I don’t think we are out of line with other associations. We have a sliding scale based on income and not all professional associations do. For those in the $55k-$85k range, we are very much in line with psychology, slightly less than political science, slightly more than anthropology. I don’t why the American Economic Association is less expensive. I have no idea what kinds of services they provide their members.
The real question is what kinds of experiences membership provides. ASA sections work actively to involve students in all aspects of the association, including on Councils. Many sections have mentorship programs. Trails is an amazing resource for new teachers. And of course, we have the employment service as well. We have a wide variety of journals and professional socialization workshops for students and young professionals. In any profession, new members join the guild that exists in order to be integrated into the ranks. I have no idea if other associations provide all these services for members, but given that our student membership is $50, I think it’s a great buy.
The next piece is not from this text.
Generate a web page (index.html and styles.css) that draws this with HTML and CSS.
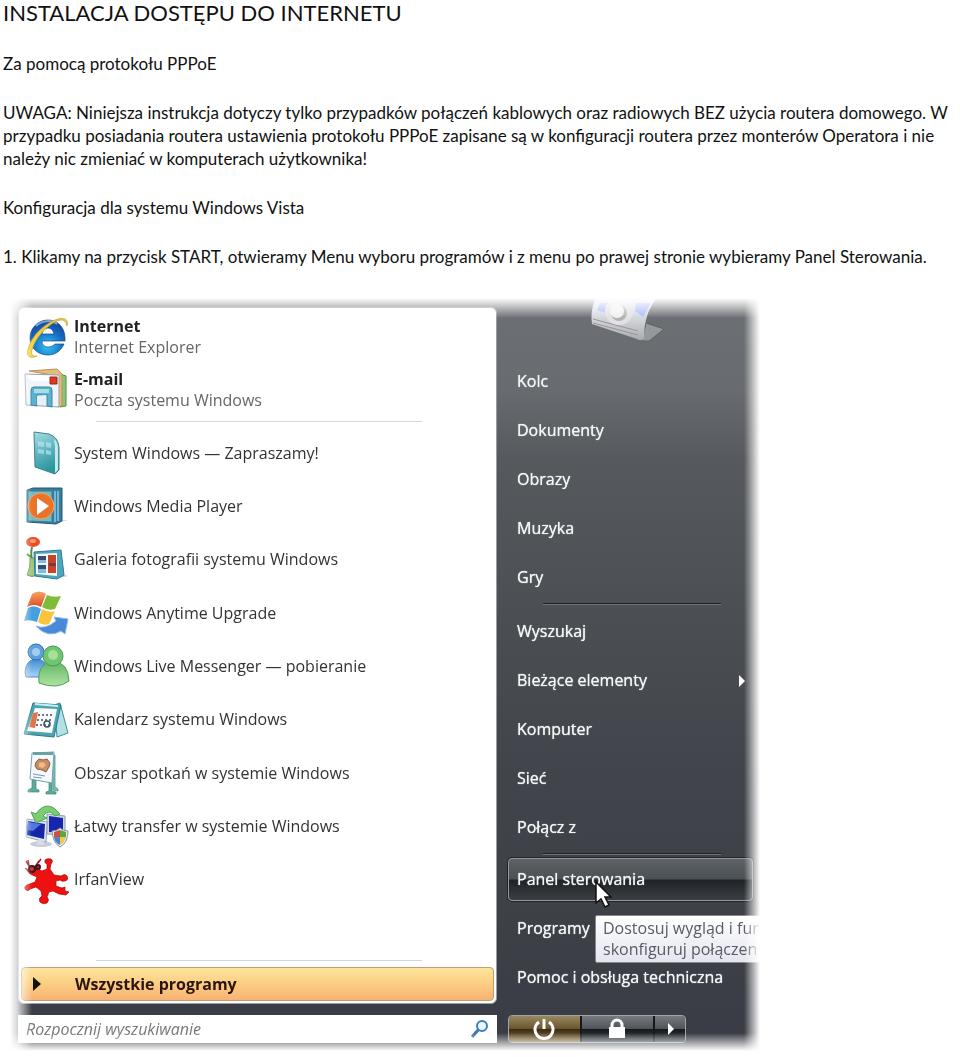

12. What do you make of the Goffman kerfuffle?
I honestly don’t have enough information to make an informed statement.
13. What do faculty think of SJMR? Do many even know that it exists?
Junior faculty definitely know SJMR exists and some follow it. Senior faculty sort of vaguely know that something like it exists but not in much detail and presume it to be mostly rumors and gossip. I only know it exists because I have graduate students who let me know whenever my name or my institution, UIC, comes up in it.